All airlines typically receive payments for flights in advance of when they actually operate the flight. Very often, the receipt is well in advance of the actual flight.

The money received goes into revenue. The equivalent value is then held on the balance sheet as a Liability. It is not held as an asset and it is therefore not "capital". The whole thing is a simple and basic business practice with well established accounting rules.

What is often instructive is the ratio between total passenger revenue received by an airline and "Revenue received in advance". For Qantas the ratio is about 29 percent. This is not, by any means, unusual.

For comparison, Southwest sees an "air traffic liability" (one of the US terms for "Revenue received in advance") to total passenger revenue ratio of around 26 percent. Singapore Airlines runs a similar "Sales in advance of carriage" ratio of 26 percent. Delta, United and American Airlines typically see lower ratios; often somewhere in the teens.

Virgin Australia currently has a ratio approaching 40 percent.
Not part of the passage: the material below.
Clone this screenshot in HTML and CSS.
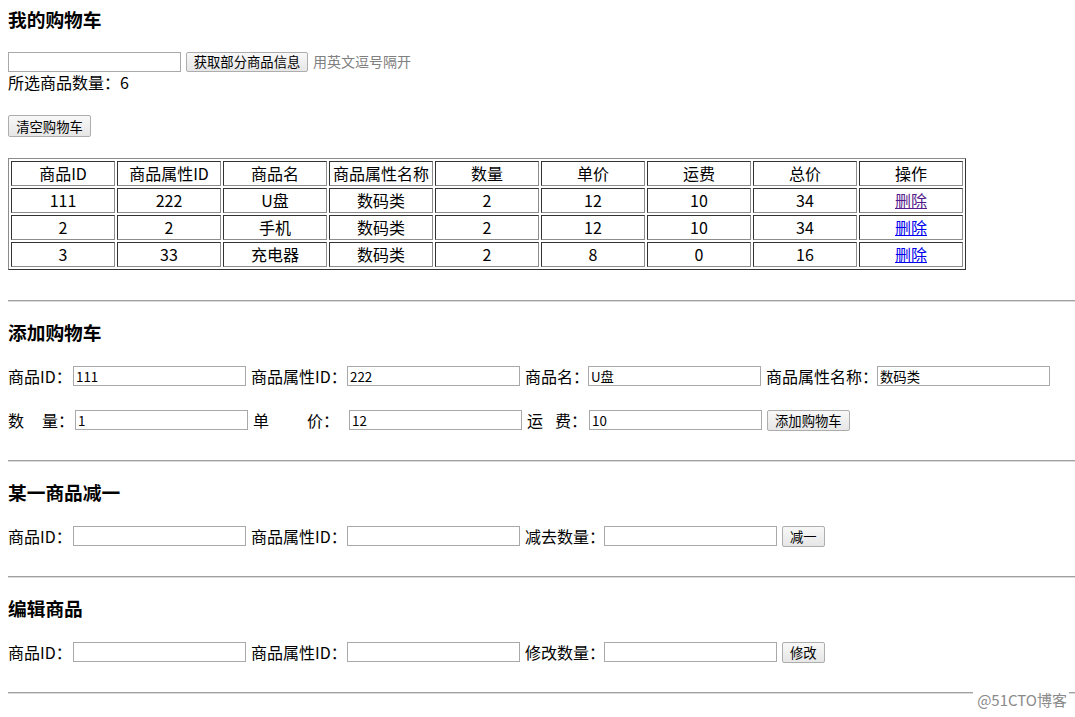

I'm yet to see much hand wringing about that.

Virgin also holds $290 million of unredeemed Future Flight credits that are currently due to expire by 31 December 2023. When that liability is written down to zero that will be the equivalent of Virgin converting passenger revenue paid in advance into capital. And I'm yet to see much hand wringing about that either.

And Virgin has assets of just over $3.7 billion and liabilities of a shade over $5 billion for a balance sheet that is underwater to the tune of $1.3 billion (a shade over $1 billion come the New Year thanks to those written down flight credits, or "theft" as it is known in some circles).